There were several dreams, and light sleep, as heavy rest is not reliable when listening for possible alarms and the need to run up on deck at a moment’s notice, and finally I woke up, quietly awaiting my wake up call for my watch. I felt the ocean swaying around me, not tossing this way and that as it usually did. I hoped, I hoped this meant the sea was being kind to us today.
My shipmate Dave came up and called to me from outside my bunk curtain, “Monica, Monica?”
“Yes?” I answered, pulling back the curtain.
He was grinning. That was a good sign, or maybe I just had serious bedhead. “It’s 10 minutes till your lunch and 40 minutes until your watch. Also, it’s beautiful out there! Just beautiful!”
“Ooo!” I twittered, still not awake enough for concrete word responses. I was excited and simultaneously dubious about what “beautiful” meant.
“We should be there in four hours. During your watch. We are making such good time!” said Dave, as he headed off to complete his boat check.
I started piling on my layers, union suit, pj pants, pants, long sleeved sweater, wool coat, foulies, boots, and grabbed my harness. Just as I was heading up to deck, a crew member was walking down from the main deck, clad only in a t-shirt and his long underwear.
“You’re not going to need those,” he said, indicating my foulies and multiple layers.
I stripped off my foulies, but still was not trusting that the layers were not necessary.
When I got up on deck, there was a long underwear party in full effect.
Only the captain still had his work pants on.
The sun was shining, the wind was favorable, and the waves were rolling us along under fluffy white clouds. I felt out of place. I got my lunch, and after I ate, it became quite clear I was wearing much too much. I removed pants and pj pants, all the way down to my bright red union suit.
The first mate put me on the helm to steer, and my red bottom was set up on the pedestal as we rode along.
While I studied the compass with the rolling of the waves, the captain noted a southerly wind and mused about setting out the stuns’ls and the raffee. His musing quickly became a reality, as he told the crew members on deck to go retrieve these sails from the lazarette. I still stood steering in my red onesie and wool jacket, as pants were pulled back on and hands went aloft to let out the mains’ls.

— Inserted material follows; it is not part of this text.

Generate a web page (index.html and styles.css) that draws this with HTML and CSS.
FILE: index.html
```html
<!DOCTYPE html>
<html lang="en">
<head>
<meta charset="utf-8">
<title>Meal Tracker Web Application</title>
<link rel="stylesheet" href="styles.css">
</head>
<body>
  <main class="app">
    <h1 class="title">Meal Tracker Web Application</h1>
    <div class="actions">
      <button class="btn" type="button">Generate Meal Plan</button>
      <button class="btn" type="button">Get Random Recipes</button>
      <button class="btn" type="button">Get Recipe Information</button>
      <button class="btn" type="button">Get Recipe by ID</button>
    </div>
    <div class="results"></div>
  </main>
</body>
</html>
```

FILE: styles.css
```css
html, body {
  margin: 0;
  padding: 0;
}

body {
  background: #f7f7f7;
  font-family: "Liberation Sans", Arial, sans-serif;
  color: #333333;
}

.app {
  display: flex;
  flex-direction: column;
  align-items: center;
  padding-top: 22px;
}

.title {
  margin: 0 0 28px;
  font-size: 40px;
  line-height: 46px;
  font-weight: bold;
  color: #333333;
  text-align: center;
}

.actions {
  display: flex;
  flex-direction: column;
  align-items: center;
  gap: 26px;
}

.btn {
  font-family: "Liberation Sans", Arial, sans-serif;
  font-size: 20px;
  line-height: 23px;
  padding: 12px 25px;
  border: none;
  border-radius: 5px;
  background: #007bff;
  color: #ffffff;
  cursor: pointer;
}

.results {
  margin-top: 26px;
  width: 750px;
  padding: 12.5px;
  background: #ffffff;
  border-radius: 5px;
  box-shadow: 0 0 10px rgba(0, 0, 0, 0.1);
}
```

Lines were thrown down from the yards, caught and tied on the foredeck, as I steered along our course. I started to worry I’d be entirely left out of the sail setting process, when J.B. turned to me and told me to relieve our first mate, Patty, at catching the lines. I ran up, still in onesie, caught some lines, and tied them off on the windlass, then answered the captain’s call for me to go cast gaskets on the course yard, about to go aloft in just my onesie. I ran back, pulled pants and harness on, laughing and feeling heat in my cheeks, then headed up the rigging, yelling, “Laying aloft!”

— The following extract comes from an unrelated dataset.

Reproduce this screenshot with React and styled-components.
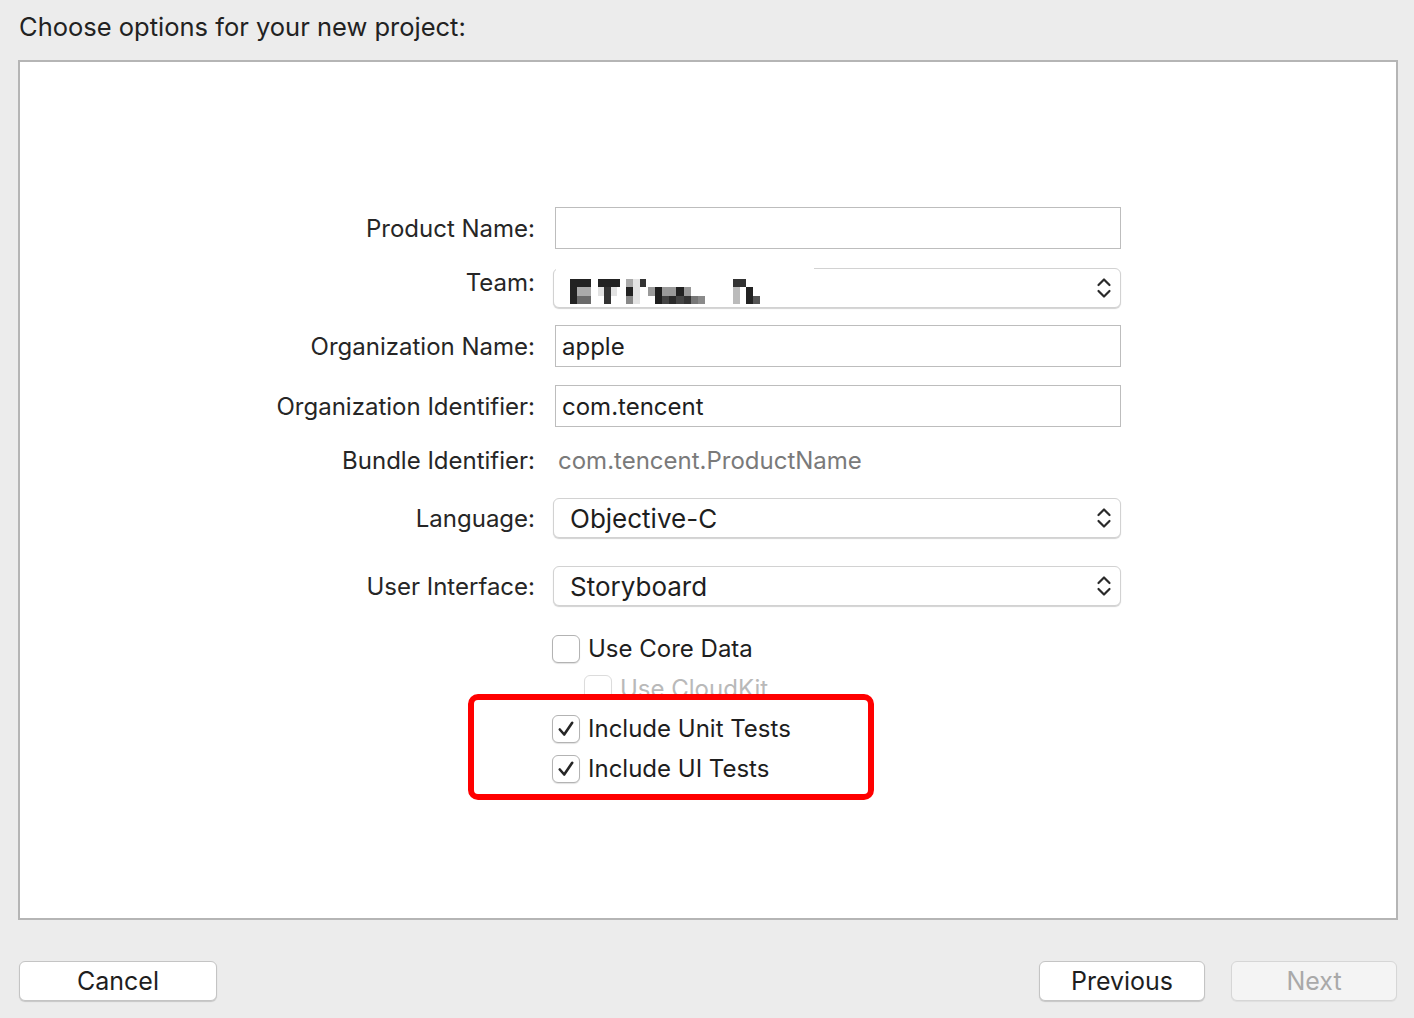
import React from 'react';
import styled, {createGlobalStyle} from 'styled-components';

const Global = createGlobalStyle`
  body {
    margin: 0;
    background: #ececec;
    font-family: Inter, "Liberation Sans", sans-serif;
    color: #222;
  }
`;

const Page = styled.div`
  width: 1414px;
  height: 1018px;
  display: flex;
  flex-direction: column;
`;

const Title = styled.div`
  height: 60px;
  box-sizing: border-box;
  padding: 12px 0 0 19px;
  font-size: 25.5px;
  line-height: 30px;
  color: #222;
`;

const Panel = styled.div`
  margin: 0 16px 0 18px;
  height: 860px;
  box-sizing: border-box;
  border: 2px solid #b5b5b5;
  background: #fff;
  padding-top: 145px;
  display: flex;
  flex-direction: column;
`;

const Row = styled.div`
  display: grid;
  grid-template-columns: 515px 566px;
  column-gap: 20px;
  align-items: center;
  height: ${p => p.h}px;
  margin-top: ${p => p.mt || 0}px;
  position: relative;
  z-index: ${p => (p.front ? 1 : 'auto')};
`;

const Label = styled.div`
  text-align: right;
  font-size: 24px;
  color: #262626;
  transform: translateY(${p => (p.lift ? -p.lift : 0)}px);
`;

const Field = styled.div`
  height: 42px;
  box-sizing: border-box;
  border: 1px solid #bdbdbd;
  padding: 0 6px;
  font-size: 24px;
  display: flex;
  align-items: center;
  color: #1e1e1e;
`;

const Popup = styled.div`
  position: relative;
  margin-left: -2px;
  width: 568px;
  height: 40px;
  box-sizing: border-box;
  border: 1px solid #d2d2d2;
  border-radius: 6px;
  box-shadow: 0 1px 1px rgba(0, 0, 0, 0.18);
  background: #fff;
  display: flex;
  align-items: center;
  justify-content: space-between;
  padding: 0 8px 0 16px;
  font-size: 26px;
  color: #1e1e1e;
`;

const Mask = styled.div`
  position: absolute;
  top: -2px;
  left: 2px;
  width: 258px;
  height: 8px;
  background: #fff;
`;

const Plain = styled.div`
  font-size: 24px;
  color: #7a7a7a;
  padding-left: 3px;
`;

const Check = styled.label`
  display: flex;
  align-items: center;
  gap: 8px;
  margin-left: ${p => (p.indent ? 29 : -3)}px;
  font-size: 24px;
  color: ${p => (p.disabled ? '#b9b9b9' : '#1e1e1e')};
`;

const Box = styled.span`
  width: 28px;
  height: 28px;
  box-sizing: border-box;
  border: 1px solid ${p => (p.disabled ? '#dcdcdc' : '#b3b3b3')};
  border-radius: 6px;
  background: #fff;
  box-shadow: 0 1px 1px rgba(0, 0, 0, ${p => (p.disabled ? 0.05 : 0.12)});
  display: flex;
  align-items: center;
  justify-content: center;
`;

const Group = styled.div`
  position: relative;
  margin-top: 12px;
`;

const Highlight = styled.div`
  position: absolute;
  top: -20px;
  bottom: -18px;
  left: 448px;
  width: 406px;
  box-sizing: border-box;
  border: 6px solid #ff0000;
  border-radius: 10px;
  background: #fff;
`;

const Footer = styled.div`
  margin-top: 41px;
  padding: 0 17px 0 19px;
  display: flex;
  justify-content: space-between;
`;

const Buttons = styled.div`
  display: flex;
  gap: 26px;
`;

const Button = styled.button`
  width: ${p => p.w}px;
  height: 40px;
  border: 1px solid ${p => (p.disabled ? '#d6d6d6' : '#c4c4c4')};
  border-radius: 6px;
  background: ${p => (p.disabled ? '#f4f4f4' : '#fff')};
  box-shadow: 0 1px 1px rgba(0, 0, 0, ${p => (p.disabled ? 0.06 : 0.16)});
  font-family: inherit;
  font-size: 25px;
  color: ${p => (p.disabled ? '#a9a9a9' : '#1e1e1e')};
  padding: 0;
`;

const Chevrons = () => (
  <svg width="16" height="28" viewBox="0 0 16 28">
    <path d="M2.5 11 L8 5.5 L13.5 11" fill="none" stroke="#2a2a2a" strokeWidth="2.2" strokeLinecap="round" strokeLinejoin="round"/>
    <path d="M2.5 17 L8 22.5 L13.5 17" fill="none" stroke="#2a2a2a" strokeWidth="2.2" strokeLinecap="round" strokeLinejoin="round"/>
  </svg>
);

const Tick = () => (
  <svg width="20" height="20" viewBox="0 0 20 20">
    <path d="M3.8 10.5 L8.2 15.5 L16.2 3.8" fill="none" stroke="#262626" strokeWidth="2.6" strokeLinecap="round" strokeLinejoin="round"/>
  </svg>
);

// redacted team name, drawn as a mosaic
const blocks = [
  [0, 0, 21, 8, '#222'], [0, 8, 7, 17, '#222'], [7, 8, 14, 9, '#aaa'], [7, 17, 14, 8, '#6a6a6a'],
  [28, 0, 22, 8, '#222'], [28, 8, 6, 9, '#e2e2e2'], [34, 8, 7, 17, '#333'], [41, 8, 6, 9, '#e2e2e2'],
  [56, 0, 7, 8, '#aaa'], [56, 8, 7, 9, '#222'], [56, 17, 7, 8, '#888'],
  [63, 0, 7, 25, '#e4e4e4'], [70, 0, 6, 8, '#333'],
  [78, 8, 7, 9, '#9a9a9a'], [85, 8, 7, 17, '#1e1e1e'], [92, 8, 7, 9, '#9a9a9a'], [92, 17, 7, 8, '#444'],
  [99, 8, 7, 9, '#999'], [106, 8, 8, 9, '#222'], [114, 8, 7, 9, '#999'],
  [99, 17, 7, 8, '#2a2a2a'], [106, 17, 8, 8, '#444'], [114, 17, 7, 8, '#333'], [121, 17, 7, 8, '#777'],
  [128, 17, 7, 8, '#8a8a8a'],
  [163, 0, 13, 8, '#333'], [163, 8, 7, 17, '#bbb'], [176, 8, 7, 17, '#222'], [183, 17, 7, 8, '#555'],
];

const Redacted = () => (
  <svg width="200" height="26" viewBox="0 0 200 26" style={{marginTop: 8}}>
    {blocks.map(([x, y, w, h, c], i) => <rect key={i} x={x} y={y} width={w} height={h} fill={c}/>)}
  </svg>
);

const App = () => {
  return (
    <Page>
      <Global/>
      <Title>Choose options for your new project:</Title>
      <Panel>
        <Row h={42}>
          <Label>Product Name:</Label>
          <Field/>
        </Row>
        <Row h={40} mt={19}>
          <Label lift={6}>Team:</Label>
          <Popup>
            <Mask/>
            <Redacted/>
            <Chevrons/>
          </Popup>
        </Row>
        <Row h={42} mt={17}>
          <Label>Organization Name:</Label>
          <Field>apple</Field>
        </Row>
        <Row h={42} mt={18}>
          <Label>Organization Identifier:</Label>
          <Field>com.tencent</Field>
        </Row>
        <Row h={40} mt={13}>
          <Label>Bundle Identifier:</Label>
          <Plain>com.tencent.ProductName</Plain>
        </Row>
        <Row h={40} mt={18}>
          <Label>Language:</Label>
          <Popup>
            <span>Objective-C</span>
            <Chevrons/>
          </Popup>
        </Row>
        <Row h={40} mt={28}>
          <Label>User Interface:</Label>
          <Popup>
            <span>Storyboard</span>
            <Chevrons/>
          </Popup>
        </Row>
        <Row h={28} mt={28}>
          <span/>
          <Check><Box/>Use Core Data</Check>
        </Row>
        <Row h={28} mt={12}>
          <span/>
          <Check indent disabled><Box disabled/>Use CloudKit</Check>
        </Row>
        <Group>
          <Highlight/>
          <Row h={28} front>
            <span/>
            <Check><Box><Tick/></Box>Include Unit Tests</Check>
          </Row>
          <Row h={28} mt={12} front>
            <span/>
            <Check><Box><Tick/></Box>Include UI Tests</Check>
          </Row>
        </Group>
      </Panel>
      <Footer>
        <Button w={198}>Cancel</Button>
        <Buttons>
          <Button w={166}>Previous</Button>
          <Button w={166} disabled>Next</Button>
        </Buttons>
      </Footer>
    </Page>
  );
};

export default App;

I had never been aloft on a seaway.
I moved slower up the rigging than I did when we were docked, testing my way as the lean of the waves affected my climb. It was not difficult, just new. Once I got to the course yard, I was told to climb out onto it and cast gaskets. I stared out over the ocean, and stretched my leg out to the foot rope, and locking my harness into the back rope before setting it behind me. I lurched forward, grasping the yard with as much contact and control I could muster. After a breath or two, I started untying the gasket coils to let the sail unfurl, traveling almost all the way out to the end of the yard. It was beautiful, exhilarating, and terrifying up there. When Patty lay out on the foot rope, I lurched again, still not used to the way the rope drew taut and tight and pulled my legs nearly into the splits when they had sat in a relaxed sort of squat a second before. We unfurled the sail, then lay off, climbing back down to the deck. I shouted as I got down from the rigging, “Back on deck, last on the main!”
Then we went to setting the stuns’ls and raffee, tying lines to sails pulled out of our storage space. We mis-set them a few times, but at long last, the sails were up and shining in the afternoon sun. We were sailing in a seaway: Triangle-shaped sail set on top of three square sails, with two rectangle sails to fill out the sides, raffee, upper mains’l, lower mains’l, course, and stuns’ls. Any ship who saw us would have fallen instantly in love at our glorious mating display.
We sailed for a little over an hour, watching the wind billow in our sails, dodging crab pots, and grinning in the cool sunlight. The captain had the helm, and guided us up to the red buoys, marking our entrance into Crescent City Harbor. All hands went to furling the sails as quickly as a group of wet behind the ears trainees and years of experience sailors ever could. Then we motored into their harbor, which was full to the gills with fishing boats.
In the harbor, J.B. steered our ship around a buoy marking a submerged rock washed over to our coast from the tsunami, turned her around and called hands to fenders on port side. Fenders were tied off, mooring lines prepared and then tossed to the dock, and we pulled her nice and tight and close in.
We’d made it, on a beautiful sail, to the windy land of Crescent City.